Robustness and Bias Mitigation: Deploy adversarial objectives to decorrelate classifier outputs from kinematic fit variables, or optimize LRP-based heatmaps to enforce attention to true signal regions (Hawthorne-Gonzalvez et al., 2017, Bassi et al., 16 Jan 2024). Investigate generalization on out-of-distribution datasets and synthetic biases, particularly in high-class applications.

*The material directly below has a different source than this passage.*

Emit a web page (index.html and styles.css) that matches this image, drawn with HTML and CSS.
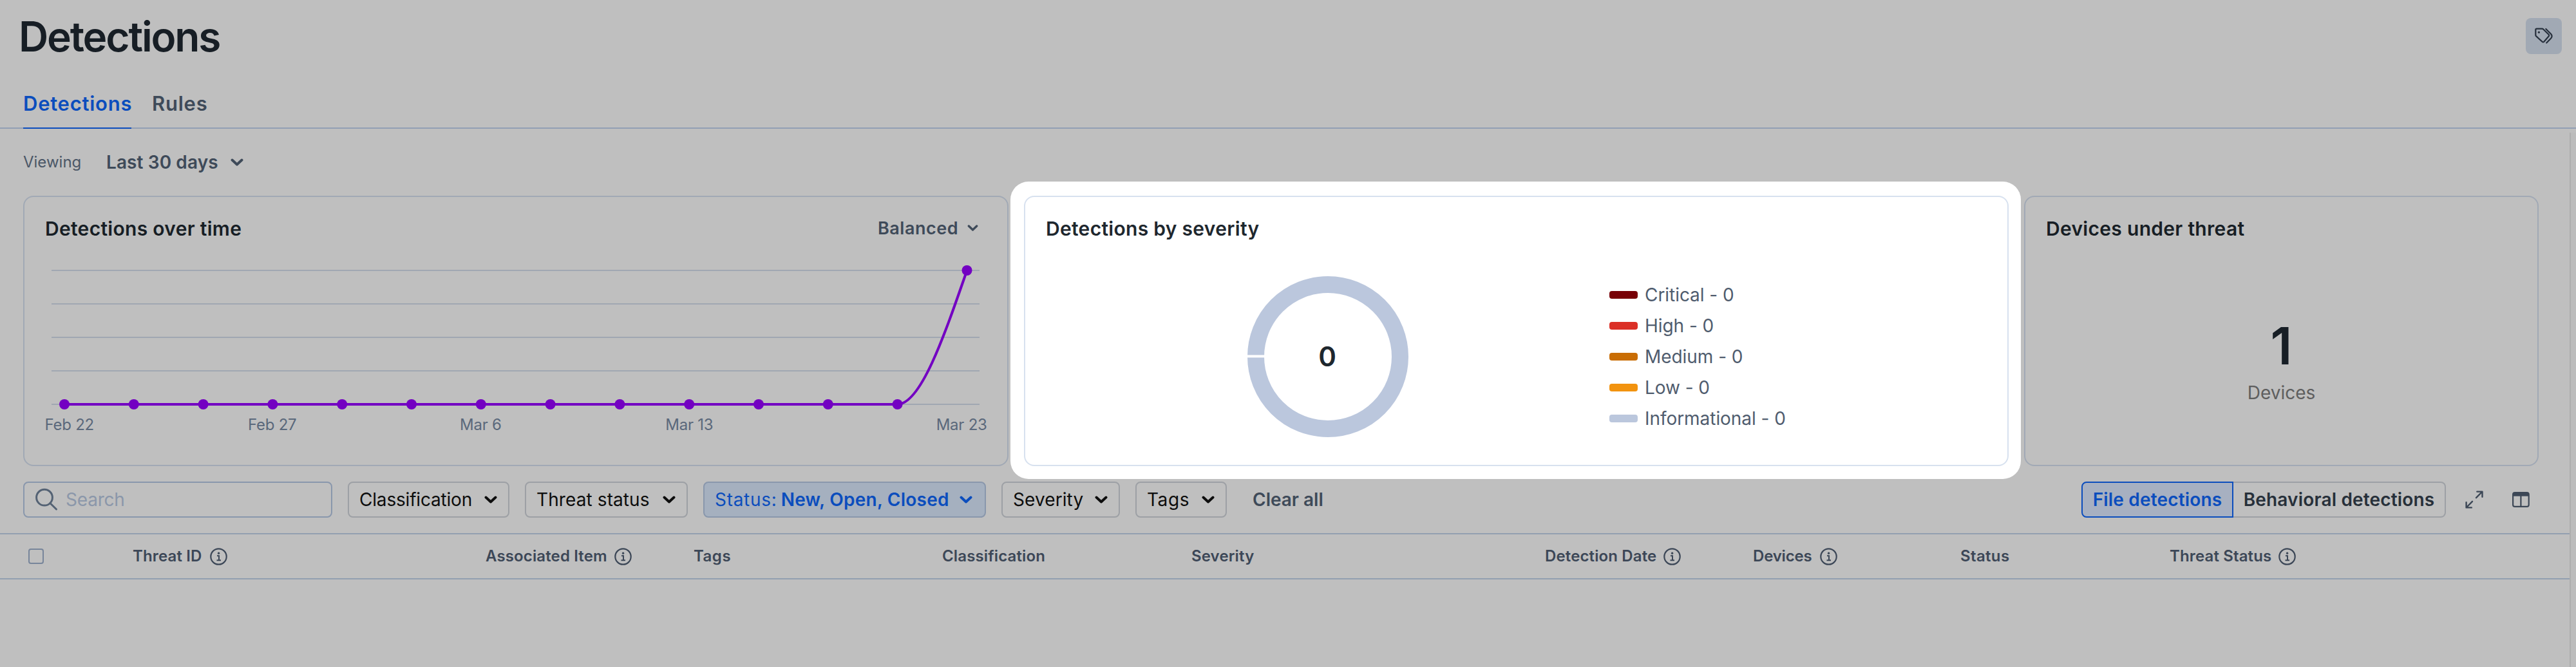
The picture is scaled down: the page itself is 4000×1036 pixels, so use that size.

6. Outlook and Future Developments

The frontier in deep learning for signal–background discrimination lies in several directions:

Variable-length and Relational Architectures: Graph neural networks (GNN), set-based models, and attention mechanisms offer systematic treatment of variable-size, unordered collections (e.g., variable jet multiplicity, calorimeter hits), capturing event topology and inter-object relations (Çelik, 10 Nov 2024).
Hybrid and Multi-stream Models: Combining kinematic and image/topology branches, or stacking DNN with tree/ensemble methods, leverages independent discriminating content and increases diversity in the decision space (Hammad et al., 2022, Abbas et al., 2020).
Physics-aware and Explainable Models: Incorporation of physics-motivated loss terms, domain adaptation, and heatmap/attribution-based regularization preserves interpretability and robustness (Bassi et al., 16 Jan 2024).
Automatic Feature Construction: Deep autoencoders, unsupervised or weakly supervised pretraining pipelines reduce reliance on manual feature engineering and facilitate transfer to new detector configurations (Holl et al., 2019, Abbas et al., 2020).
Bayesian and Statistical Treatment: Optimized uncertainty quantification, e.g., via Bayesian hyperparameter selection or ensembling, provides realistic performance and error estimates.
Deployment and Real-time Inference: Hardware-optimized inference, lightweight architectures for online triggering, and FPGA/ASIC implementations are increasingly relevant for next-generation experiments (Führer et al., 2018).

These methodologies collectively advance the sensitivity and reliability of rare-event searches and precision measurements, enabling breakthroughs in the empirical reach of fundamental physics experiments.